Selon cette demande d’Ankara, la supervision des zones où opèrent des troupes américaines, devra être confié à l’Iran, à la Turquie et à la Russie, une fois que les troupes US seront parties. Cette demande n'a pourtant pas trouvé l'écho souhaité ni à Moscou ni à Téhéran.
A vrai dire, cet appel fait partie d'un ingénieux scénario signé président turc, lequel appel succède à un coup particulièrement audacieux du président turc. Le président Tayyip Erdogan a refusé la veille d'accueillir délibérément le conseiller américain à la Sécurité nationale, John Bolton. Erdogan compte d'ailleurs se rendre prochainement à Moscou pour discuter de cet effort conjoint avec le président son homologue russe, Vladimir Poutine, visite qui n'a pas été confirmé par le Kremlin.

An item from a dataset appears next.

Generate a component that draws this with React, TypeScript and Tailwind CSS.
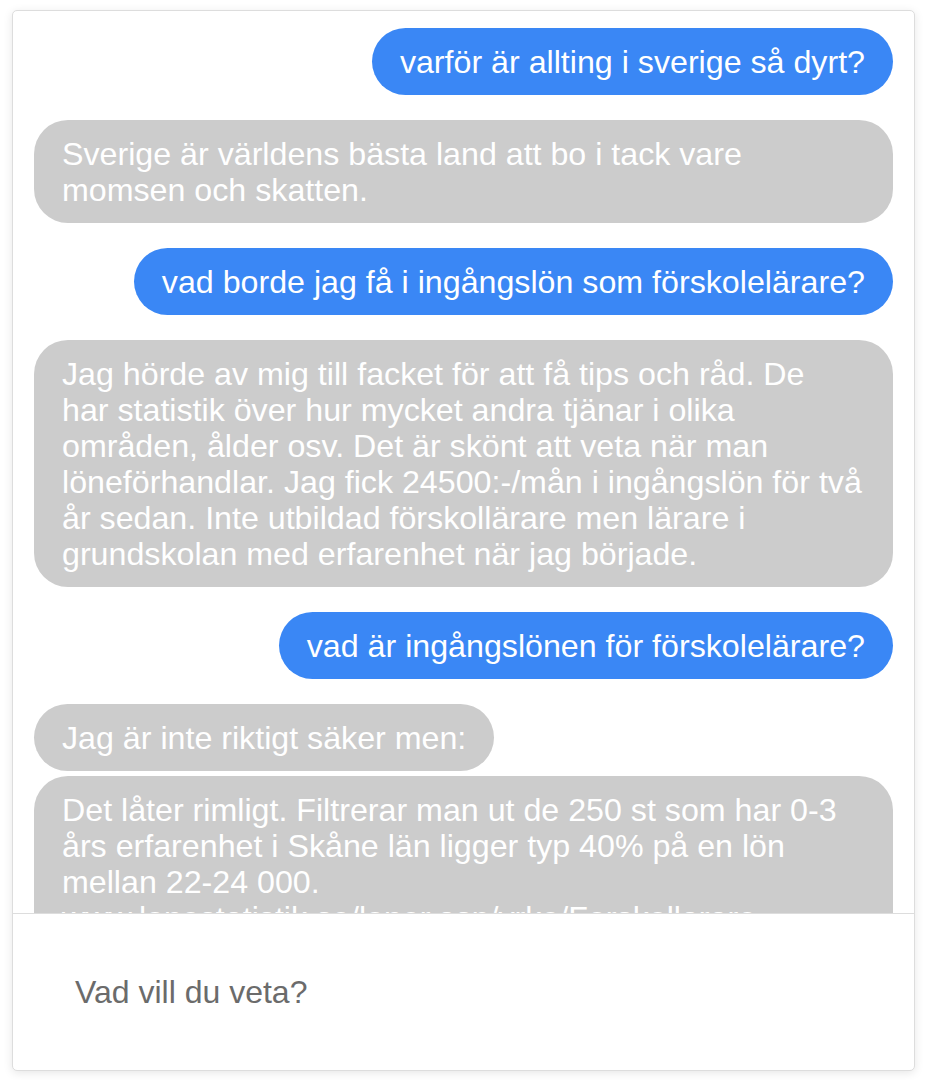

Mais pourquoi la Turquie a-t-elle lancé un tel appel?
Le dirigeant turc aurait adopté une position anti-américaine dans l’espoir de se faire rallier par la Russie et l'Iran et de préparer le terrain à une offensive turque contre les Kurdes dans le nord-est de la Syrie. Or il est peu probable que cette manœuvre atteigne son objectif. A en croire des sources proches des Kurdes, le plan de Poutine consisterait à ce que les forces russes et syriennes reprennent le contrôle des zones contrôlées par les Américains une fois que ces derniers auront quitté la Syrie. Selon ces sources Moscou n'aurait aucune intention de laisser la Turquie prendre le contrôle du nord-est de la Syrie et chercherait à empêcher l'armée turque de s'installer à la frontière syro-irakienne.
Erdogan s'efforcerait de peser sur les plans russes. Il y a deux semaines, il a envoyé à Moscou une délégation de haut rang, dirigée par son ministre de la Défense et des renseignements, dans le but d’obtenir l’accord du Kremlin pour que les forces turques puissent pénétrer dans le nord-est de la Syrie sous le couvert de la force aérienne turque. La délégation s’est heurtée à un refus catégorique de la part de la Russie. Les responsables turcs auraient en outre été avertis que si leurs forces aériennes attaquaient les Kurdes, leurs avions seraient abattus par des batteries de la défense aérienne russe. Le nouveau plan d'Ankara risque ainsi de faire long feu.